My piercer told me to keep it clean, estimated time of healing: unknown. “Depends on the person,” he said, “sometimes it never really heals completely.” My boyfriend was there when he said it, he heard it. Neither of us knew that that healing process would be go hand in hand with the one of our relationship. From that day to the time I left for home things were either up or down. We had no such thing as a middle, we loved each other, we kissed, we hugged, we where the couple to be. We were mad, I couldn’t do what he wanted, he couldn’t be who I wanted, we were drunk, and we were cloudy. With each day my wound puss and never healed; I laid on it in my sleep or pulled my belt to tight and caused it to bled. He hugged me too close and sent pain through my body. The pain was minimal some days, less puss and no blood. I wore cut off tanks to show my jewel, he kissed it. But, none the less, it still wasn’t healed, still wasn’t through its process of regeneration.

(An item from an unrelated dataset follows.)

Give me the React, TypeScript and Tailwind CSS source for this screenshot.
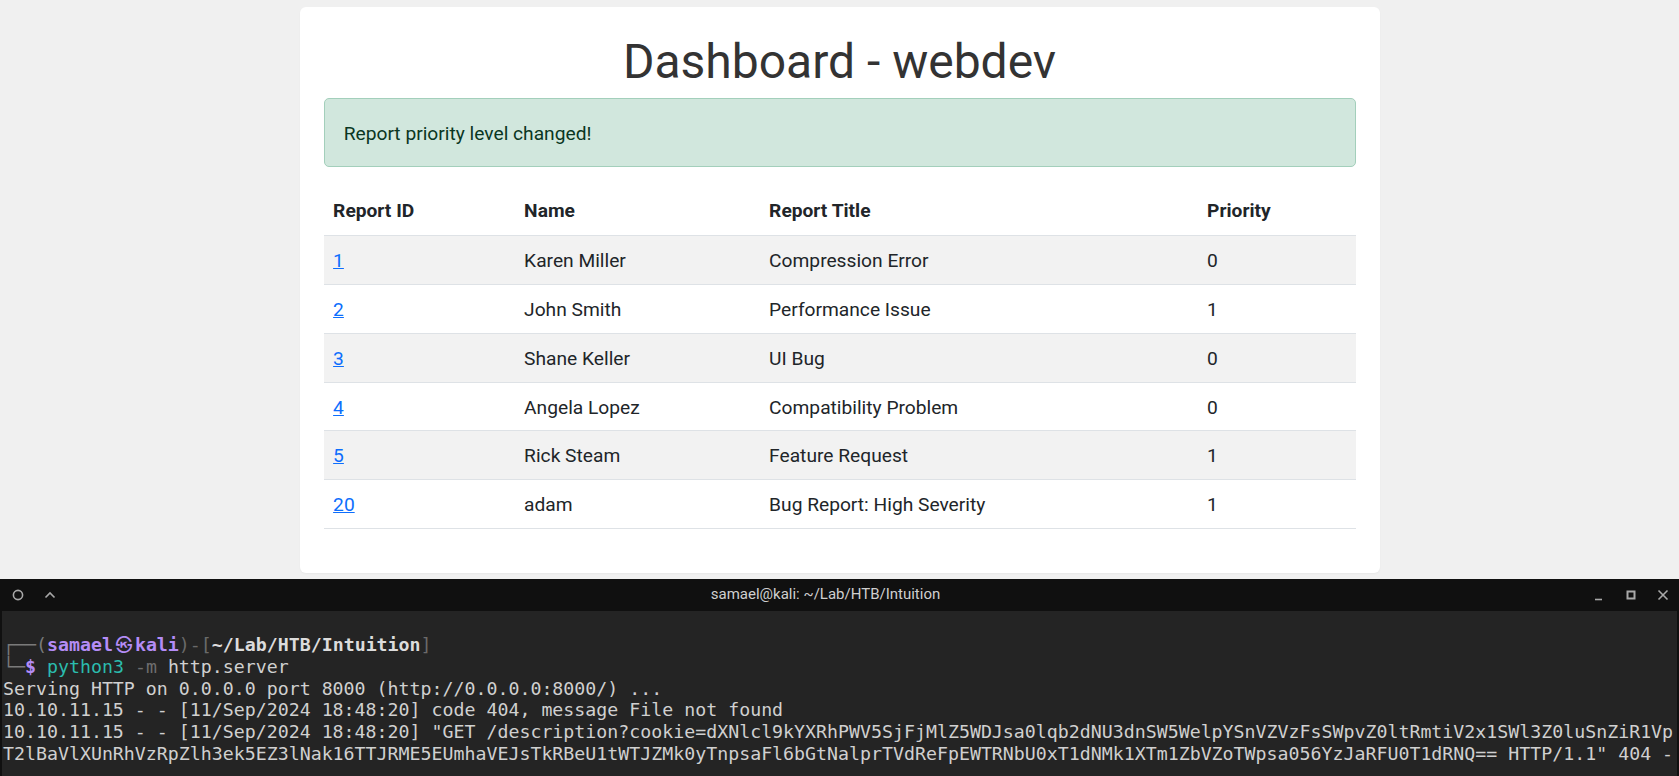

The day I flipped that place the bird goodbye was just like the day I got pierced. That last kiss on the cheek was the stab, the card he put in my hand was the ring. And the pain was something new. It circulated from my heart to my head and back again. Just like the piercing I had my bad (I thought about him, I kissed a guy and wanted it to be him, he talked about his ex, I drank and thought about him, I drank and cried over him, I called him drunk) and good (we had a sober conversation, I didn’t think about him). Even with our new found distance I still couldn’t let go entirely. I fought with myself about new potential relationships or even just being alone for a time. I admit, the feelings were fading, but they needed to be gone. A few months passed and for the first time, I truly WANTED to be healed.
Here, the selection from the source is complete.